For one of those experts, Doug Kligman, chief investment officer for New York City-based Vesper Holdings, the focus is student housing and the process of evolving from niche to mainstream actually took place over years, and in four steps. “In the 1980s, there wasn't a product type called student housing,” he tells GlobeSt.com. The market was made up of “small apartment complexes and rental houses.”
Images of John Belushi may come to mind here, but the transformation, the “path to acceptance,” as Kligman calls it, began in the 1990s with “the first wave of large-scale, highly amenitized developments.” Still, he says, the market was comprised mostly of regional and local players.
Enter REITs, such as American Campus Communities and EdR, which legitimized the market. “And with national developers coming in, the quality of the assets improved,” says Kligman.
The Great Recession also had a major hand in propelling student housing into the scope of mainstream investors. “It was battle-tested and proven,” states Kligman, who says the sector “came out extremely well, with strong underlying fundamentals and rapidly growing enrollment in schools across the country, which allowed universities to maintain or increase their on-campus housing inventories. Due to budget cutbacks, universities were unable to grow their on-campus housing inventories in lockstep with burgeoning demand for housing during the recession. Universities had no choice but to turn to the private sector to meet their students' unmet housing needs.”
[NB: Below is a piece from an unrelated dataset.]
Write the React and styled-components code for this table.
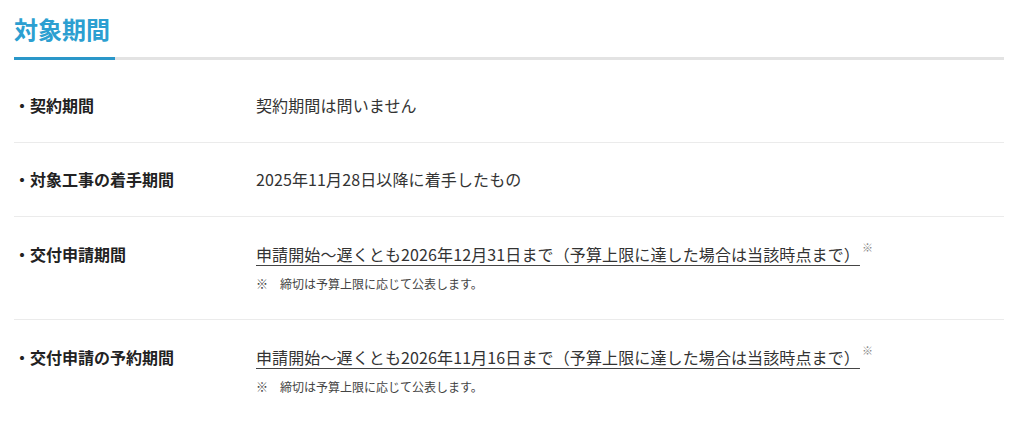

The sector was not without its bruises, and one of the lessons learned in that time was the advantage of moving living quarters closer to the campuses. And not all schools fared equally well. Kligman says it was the “destination schools” that held their own during the economic unpleasantness. “Today, what you're seeing is core, class A properties in close-in locations that whet the appetite of both institutional and private money.”
For Vesper, the acquisition game is on, and Kligman reveals that, at currently over 8,000 beds, the firm intends to grow its portfolio to 15,000 “within the next couple of years. We're in absolute growth mode right now.”
And while he says Vesper will look everywhere for its acquisition targets, “We like states like Texas that have favorable demographics, a lot of inward movement and job creation, so the schools are experiencing substantial growth.” The firm also owns properties in other states such as Michigan, Oklahoma, Kansas, Virginia and Georgia, and favors the above-mentioned destination schools, “major institutions with enrollments of 15,000 or more students.” It should be noted that while the firm is based here, it has a local portfolio of parking structures, office and multifamily. The student housing piece, the prime focus for the firm for a few years now, lives outside of the New York MSA.
With the recession passed and the lessons learned, Kligman reports that investment capital is coming in from all sources, and it's difficult to say who is the dominant player. “We're seeing a diverse group of investors, private and institutional. The window of opportunity is still wide open for firms such as ours to provide superior risk-adjusted returns to our investors.” And what could be more mainstream than that?